Jobs Act indica informalmente una riforma del diritto del lavoro (promossa e attuata in Italia dal governo Renzi, attraverso l’emanazione di diversi provvedimenti legislativi e completata nel 2016) volta a flessibilizzare il mercato del lavoro.
Il d.lgs. 4 marzo 2015, n. 23 ha modificato l’articolo 18 dello Statuto dei Lavoratori (quello dei licenziamenti per giusta causa). Il Decreto legislativo n. 151/2015 (art. 23) ha modificato radicalmente il disposto dell’articolo 4 dello Statuto dei lavoratori.
Con una nota in data 18 giugno 2015, il Ministero del lavoro e delle politiche sociali è intervenuto per fornire chiarimenti sulla questione dei cosiddetti “controlli a distanza” chiarendo che la riforma non “liberalizza” in maniera indiscriminata i controlli ma si limita a fare chiarezza circa il concetto di “strumenti di controllo a distanza” e i limiti di utilizzabilità dei dati raccolti attraverso questi strumenti, in linea con le indicazioni che il garante per la protezione dei dati personali ha fornito negli ultimi anni e, in particolare, con le linee guida del 2007 sull’utilizzo della posta elettronica e di internet.

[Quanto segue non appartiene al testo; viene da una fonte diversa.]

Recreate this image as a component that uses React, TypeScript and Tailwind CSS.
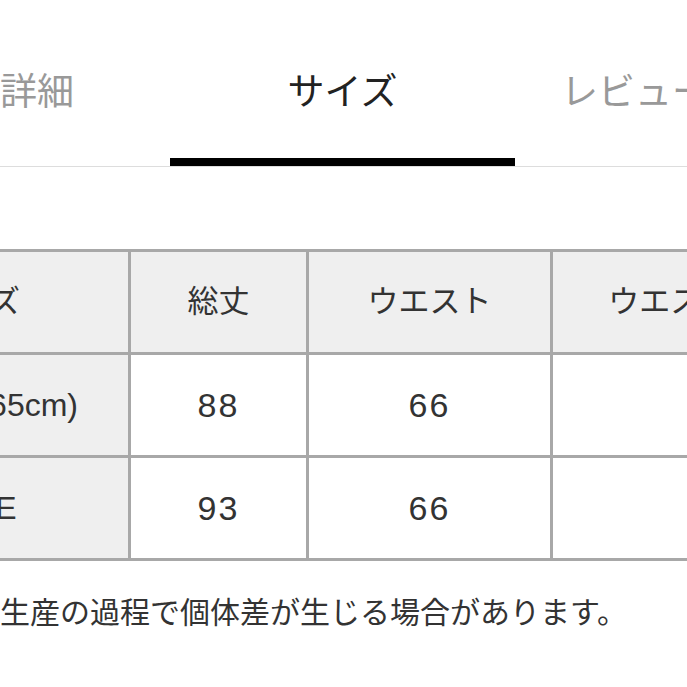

Sempre in tema di controlli a distanza, l’ispettorato nazionale del lavoro nella circolare n. 2 del 7 novembre 2016 ha fornito indicazioni operative volte a chiarire entro quali limiti l’installazione su autovetture aziendali di apparecchiature di localizzazione satellitare GPS sia soggetta alle condizioni e procedure previste dal nuovo art. 4, comma 1, della legge n. 300/1970.